> [Record excerpts]

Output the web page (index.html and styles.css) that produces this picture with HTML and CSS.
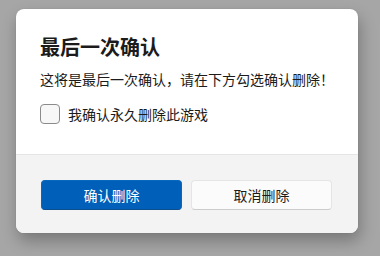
FILE: index.html
```html
<!DOCTYPE html>
<html lang="zh-CN">
<head>
<meta charset="utf-8">
<link rel="stylesheet" href="styles.css">
</head>
<body>
<div class="dialog">
  <div class="content">
    <h1 class="title">最后一次确认</h1>
    <p class="message">这将是最后一次确认，请在下方勾选确认删除！</p>
    <label class="check">
      <span class="box"></span>
      <span class="check-label">我确认永久删除此游戏</span>
    </label>
  </div>
  <div class="footer">
    <button class="btn primary">确认删除</button>
    <button class="btn secondary">取消删除</button>
  </div>
</div>
</body>
</html>
```

FILE: styles.css
```css
html, body {
  margin: 0;
  padding: 0;
  width: 380px;
  height: 256px;
  background: #a6a6a6;
  overflow: hidden;
  font-family: "Noto Sans CJK SC", "Noto Sans", sans-serif;
}

body {
  padding: 9px 0 0 16px;
  box-sizing: border-box;
}

.dialog {
  width: 342px;
  height: 224px;
  background: #ffffff;
  border-radius: 8px;
  overflow: hidden;
  box-shadow: 2px 8px 16px rgba(0, 0, 0, 0.28), 0 0 1px rgba(0, 0, 0, 0.2);
  display: flex;
  flex-direction: column;
}

.content {
  padding: 24px 24px 0 24px;
  height: 145px;
  flex: none;
  box-sizing: border-box;
}

.title {
  margin: 0;
  font-size: 20px;
  line-height: 28px;
  font-weight: 700;
  color: #1b1b1b;
}

.message {
  margin: 8px 0 0 0;
  font-size: 14px;
  line-height: 20px;
  color: #1b1b1b;
}

.check {
  display: flex;
  align-items: center;
  gap: 8px;
  margin-top: 15px;
}

.box {
  width: 18px;
  height: 18px;
  border: 1px solid #8b8b8b;
  border-radius: 4px;
  background: #f7f7f7;
  flex: none;
}

.check-label {
  font-size: 14px;
  line-height: 20px;
  color: #1b1b1b;
}

.footer {
  flex: 1;
  background: #f3f3f3;
  border-top: 1px solid #e5e5e5;
  padding: 25px 24px 0 25px;
  display: flex;
  gap: 9px;
}

.btn {
  width: 141px;
  height: 30px;
  border-radius: 4px;
  font-family: inherit;
  font-size: 14px;
  line-height: 20px;
  padding: 0;
}

.primary {
  background: #005fb8;
  color: #ffffff;
  border: 1px solid #0a67be;
  border-bottom-color: #0b4f8f;
}

.secondary {
  background: #fbfbfb;
  color: #1b1b1b;
  border: 1px solid #e5e5e5;
  border-bottom-color: #cccccc;
}
```
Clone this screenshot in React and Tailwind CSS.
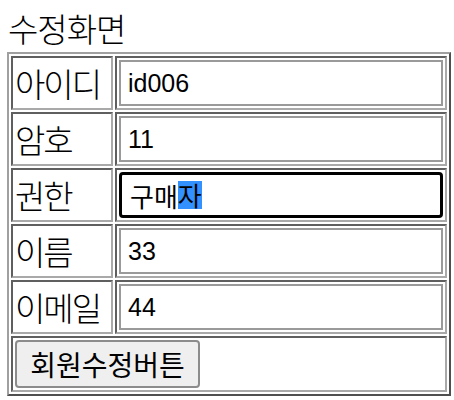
import React from 'react';

const rows = [
  { label: '아이디', value: 'id006' },
  { label: '암호', value: '11' },
  { label: '권한', value: '구매자', focused: true },
  { label: '이름', value: '33' },
  { label: '이메일', value: '44' },
];

const cellBorder =
  'border-2 border-t-[#5f5f5f] border-l-[#5f5f5f] border-b-[#a9a9a9] border-r-[#a9a9a9]';

const Field = ({ value, focused }) => {
  if (focused) {
    // 포커스된 입력칸 (마지막 글자 선택된 상태)
    return (
      <div className="flex items-center h-[46px] w-[324px] border-[3px] border-black rounded-[4px] pl-[8px] text-[26px] bg-white font-['Noto_Sans_CJK_KR',sans-serif]">
        <span>구매</span>
        <span className="bg-[#3390ff] leading-[28px]">자</span>
      </div>
    );
  }
  return (
    <input
      readOnly
      value={value}
      className="block h-[46px] w-[324px] border-2 border-[#9a9a9a] pl-[7px] text-[25px] text-black outline-none bg-white"
    />
  );
};

const App = () => {
  return (
    <div className="bg-white w-[454px] h-[400px] pl-[7px] pt-[10px] text-black font-['Liberation_Sans','Noto_Sans_CJK_KR',sans-serif]">
      <div className="pl-[1px] text-[33px] leading-[36px] tracking-[-1px] font-light font-['Noto_Sans_CJK_KR',sans-serif]">수정화면</div>
      <table className="mt-[6px] w-[444px] border-separate border-spacing-[2px] border-2 border-t-[#a0a0a0] border-l-[#a0a0a0] border-b-[#4f4f4f] border-r-[#4f4f4f]">
        <tbody>
          {rows.map((r) => (
            <tr key={r.label}>
              <td className={`${cellBorder} w-[102px] h-[54px] p-[2px] text-[33px] leading-none tracking-[-2px] whitespace-nowrap font-light font-['Noto_Sans_CJK_KR',sans-serif] align-middle`}>
                {r.label}
              </td>
              <td className={`${cellBorder} p-[2px] align-middle`}>
                <Field value={r.value} focused={r.focused} />
              </td>
            </tr>
          ))}
          <tr>
            <td colSpan={2} className={`${cellBorder} h-[56px] p-[2px] align-middle`}>
              <button className="block h-[48px] w-[185px] border-2 border-[#8c8c8c] rounded-[4px] bg-[#efefef] text-[28px] leading-none font-['Noto_Sans_CJK_KR',sans-serif]">
                회원수정버튼
              </button>
            </td>
          </tr>
        </tbody>
      </table>
    </div>
  );
};

export default App;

> [Task objective] Pick out each line that holds the string "this".

> [Task result]
Output the web page (index.html and styles.css) that produces this picture with HTML and CSS.
Clone this screenshot in React and Tailwind CSS.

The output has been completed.